Lorsque le service est fourni par une personne morale, le directeur de la publication est le président du directoire ou du conseil d’administration, le gérant ou le représentant légal, suivant la forme de la personne morale.

Lorsque le service est fourni par une personne physique, le directeur de la publication est cette personne physique ».

Au cas particulier, il résulte des éléments rappelés ci-avant que tout d’abord, et à l’évidence, ni Monsieur Y., ni Monsieur Z. ne peuvent prétendre exercer les fonctions de directeur et de directeur-adjoint de publication du site www.egaliteetreconciliation.fr, dans la mesure où ils sont non seulement incarcérés, mais où l’enquête a permis d’établir qu’ils n’étaient pas en contact avec l’extérieur de la maison centrale où ils purgent leur peine, n’ayant pas accès à internet et ne recevant pas ou plus de visites depuis longtemps.

Par ailleurs, les investigations techniques démontrent, là encore à l’évidence, que le service offert par le site www.egaliteetreconciliation.fr est fourni par l’association éponyme, toutes les données d’identification -adresses IP, comptes de messagerie, adresses physiques, numéros de téléphone etc…-convergeant en ce sens et Monsieur X. n’apportant aucun élément de nature à infirmer ce constat.

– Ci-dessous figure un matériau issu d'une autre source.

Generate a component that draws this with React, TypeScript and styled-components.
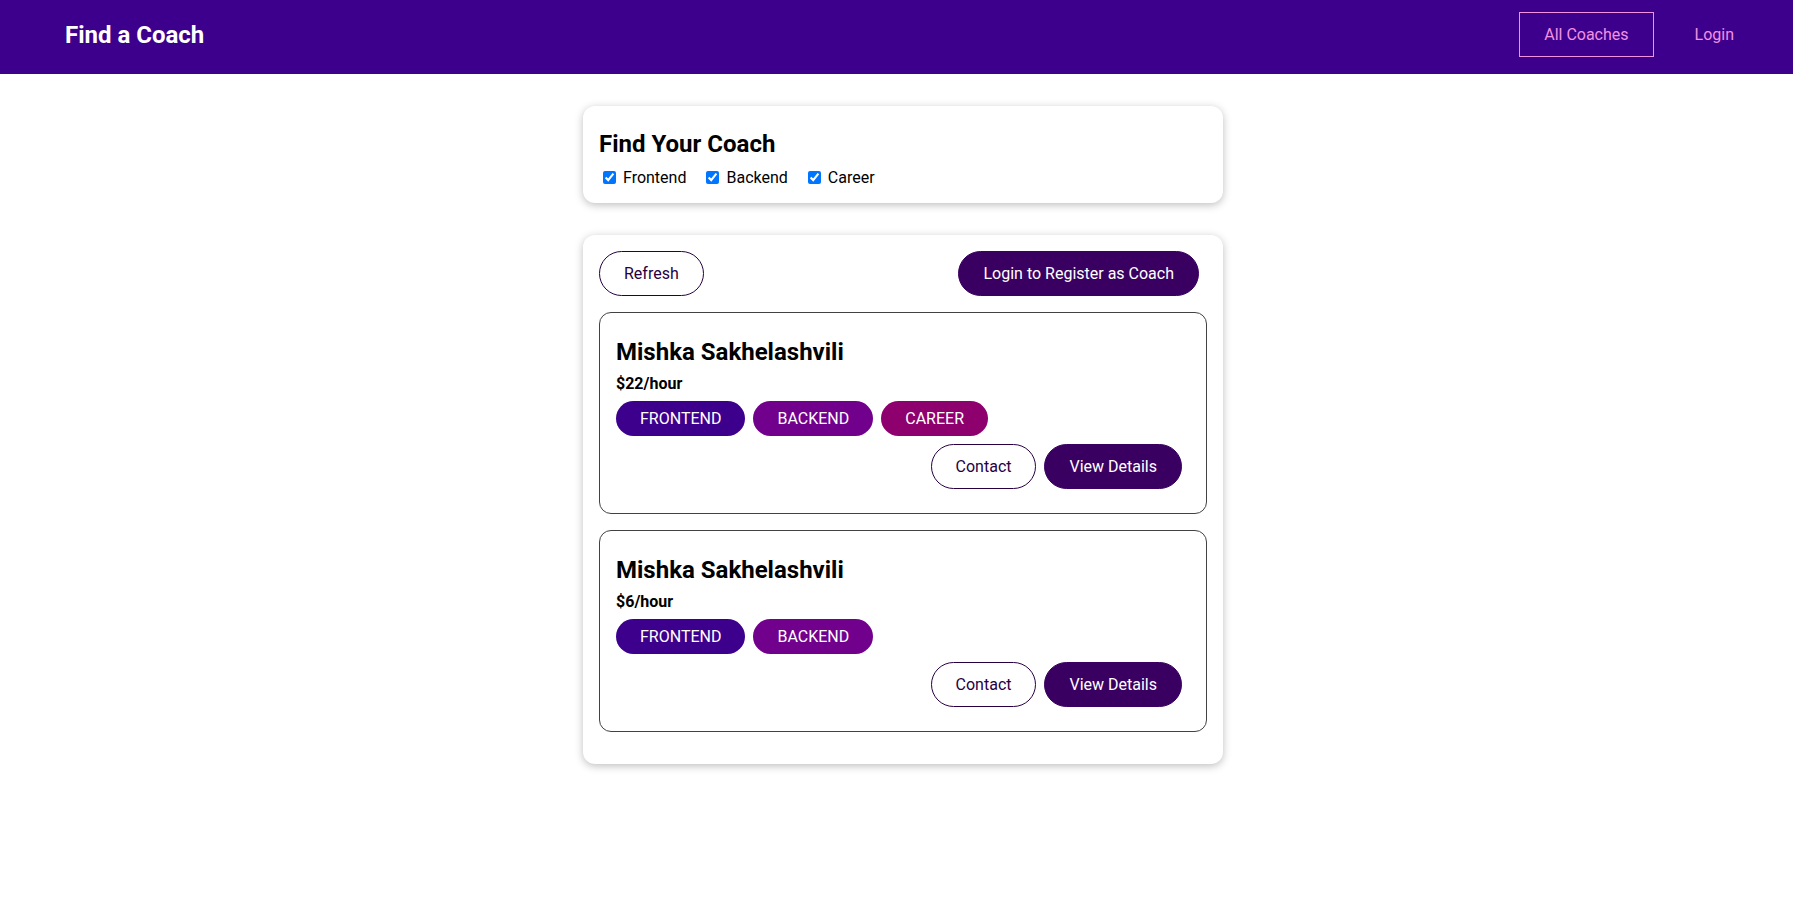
import React from "react";
import styled, { createGlobalStyle } from "styled-components";

const GlobalStyle = createGlobalStyle`
  * { box-sizing: border-box; }
  html { font-family: "Roboto", "Liberation Sans", sans-serif; }
  body { margin: 0; background: #ffffff; color: #000; overflow-x: hidden; }
`;

const Header = styled.header`
  height: 74px;
  background-color: #3d008d;
  display: flex;
  align-items: center;
  padding: 0 26px 5px 40px;
`;

const Nav = styled.nav`
  width: 100%;
  display: flex;
  justify-content: space-between;
  align-items: center;
`;

const Brand = styled.h1`
  margin: 0;
  font-size: 24px;
  font-weight: 700;
`;

const HeaderLink = styled.a<{ $active?: boolean; $brand?: boolean }>`
  text-decoration: none;
  display: inline-block;
  padding: 0.75rem 1.5rem;
  border: 1px solid ${(p) => (p.$active ? "#f391e3" : "transparent")};
  color: ${(p) => (p.$brand ? "#ffffff" : "#f391e3")};
  font-size: ${(p) => (p.$brand ? "24px" : "16px")};
  cursor: pointer;
`;

const NavList = styled.ul`
  list-style: none;
  margin: 0;
  padding: 0;
  display: flex;
  align-items: center;
`;

const NavItem = styled.li`
  margin: 0 0.5rem;
`;

const Main = styled.main`
  padding-left: 13px;
`;

const Card = styled.section`
  border-radius: 12px;
  box-shadow: 0 2px 8px rgba(0, 0, 0, 0.26);
  padding: 1rem;
  margin: 2rem auto;
  max-width: 40rem;
  background: #fff;
`;

const FilterTitle = styled.h2`
  margin: 8px 0 9px;
  font-size: 24px;
  font-weight: 700;
`;

const FilterRow = styled.div`
  font-size: 16px;
`;

const FilterOption = styled.span`
  margin-right: 1rem;

  input,
  label {
    vertical-align: middle;
  }

  label {
    margin-left: 0.25rem;
  }
`;

const Controls = styled.div`
  display: flex;
  justify-content: space-between;
`;

const Button = styled.button<{ $outline?: boolean }>`
  text-decoration: none;
  padding: 0.75rem 1.5rem;
  font: inherit;
  font-size: 16px;
  background-color: ${(p) => (p.$outline ? "transparent" : "#3a0061")};
  border: 1px solid ${(p) => (p.$outline ? "#270041" : "#3a0061")};
  color: ${(p) => (p.$outline ? "#270041" : "#ffffff")};
  cursor: pointer;
  border-radius: 30px;
  margin-right: 0.5rem;
  display: inline-block;
`;

const CoachList = styled.ul`
  list-style: none;
  margin: 0;
  padding: 0;
`;

const CoachItem = styled.li`
  margin: 1rem 0;
  border: 1px solid #424242;
  border-radius: 12px;
  padding: 1rem;
`;

const CoachName = styled.h3`
  font-size: 1.5rem;
  margin: 0.5rem 0;
  padding-top: 1px;
`;

const CoachRate = styled.h4`
  font-size: 16px;
  margin: 0.5rem 0;
`;

const Badges = styled.div`
  margin: 0.5rem 0;
`;

const badgeColors: Record<string, string> = {
  frontend: "#3d008d",
  backend: "#71008d",
  career: "#8d006e",
};

const Badge = styled.span<{ $area: string }>`
  background-color: ${(p) => badgeColors[p.$area] || "#000"};
  color: white;
  padding: 0.5rem 1.5rem;
  border-radius: 30px;
  display: inline-block;
  margin-right: 0.5rem;
  font-size: 16px;
`;

const Actions = styled.div`
  display: flex;
  justify-content: flex-end;
  margin: 0.5rem 0;
`;

const coaches = [
  { id: "c1", name: "Mishka Sakhelashvili", rate: 22, areas: ["frontend", "backend", "career"] },
  { id: "c2", name: "Mishka Sakhelashvili", rate: 6, areas: ["frontend", "backend"] },
];

const filters = [
  { id: "frontend", label: "Frontend" },
  { id: "backend", label: "Backend" },
  { id: "career", label: "Career" },
];

export default function App() {
  return (
    <>
      <GlobalStyle />
      <Header>
        <Nav>
          <Brand>
            <HeaderLink $brand>Find a Coach</HeaderLink>
          </Brand>
          <NavList>
            <NavItem>
              <HeaderLink $active>All Coaches</HeaderLink>
            </NavItem>
            <NavItem>
              <HeaderLink>Login</HeaderLink>
            </NavItem>
          </NavList>
        </Nav>
      </Header>
      <Main>
        <Card>
          <FilterTitle>Find Your Coach</FilterTitle>
          <FilterRow>
            {filters.map((f) => (
              <FilterOption key={f.id}>
                <input type="checkbox" id={f.id} defaultChecked />
                <label htmlFor={f.id}>{f.label}</label>
              </FilterOption>
            ))}
          </FilterRow>
        </Card>
        <Card>
          <Controls>
            <Button $outline>Refresh</Button>
            <Button>Login to Register as Coach</Button>
          </Controls>
          <CoachList>
            {coaches.map((c) => (
              <CoachItem key={c.id}>
                <CoachName>{c.name}</CoachName>
                <CoachRate>${c.rate}/hour</CoachRate>
                <Badges>
                  {c.areas.map((a) => (
                    <Badge key={a} $area={a}>
                      {a.toUpperCase()}
                    </Badge>
                  ))}
                </Badges>
                <Actions>
                  <Button $outline>Contact</Button>
                  <Button>View Details</Button>
                </Actions>
              </CoachItem>
            ))}
          </CoachList>
        </Card>
      </Main>
    </>
  );
}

Il convient, dans ces conditions, et par application des articles précités de la LCEN et de la loi du 29 juillet 1982, de considérer que Monsieur X., président de l’association Egalité & Réconciliation, est, de fait, le véritable éditeur du service de communication offert par le site d’Egalité & Réconciliation ainsi que son directeur de la publication et doit, partant, être déclaré coupable de l’infraction qui lui est reprochée.

Sur la peine

Lors de la commission des faits, Monsieur X. avait déjà été condamné définitivement à six reprises pour des infractions à la loi du 29 juillet 1881, dont trois fois pour des infractions aggravées.

Il ne s’est par ailleurs pas présenté au tribunal pour répondre des faits qui lui étaient reprochés, alors même qu’il avait déclaré durant l’enquête qu’il lui réserverait ses explications.

Ces deux constats, auquel s’ajoute la nature même de l’infraction ayant engendré sa condamnation, traduisent chez l’intéressé la volonté évidente de se soustraire à ses responsabilités, qu’elles soient de nature éditoriale ou pénale, et ce en recourant de surcroît en l’espèce à un procédé particulièrement malsain et provocateur consistant à désigner en ses lieu et place deux criminels très lourdement condamnés.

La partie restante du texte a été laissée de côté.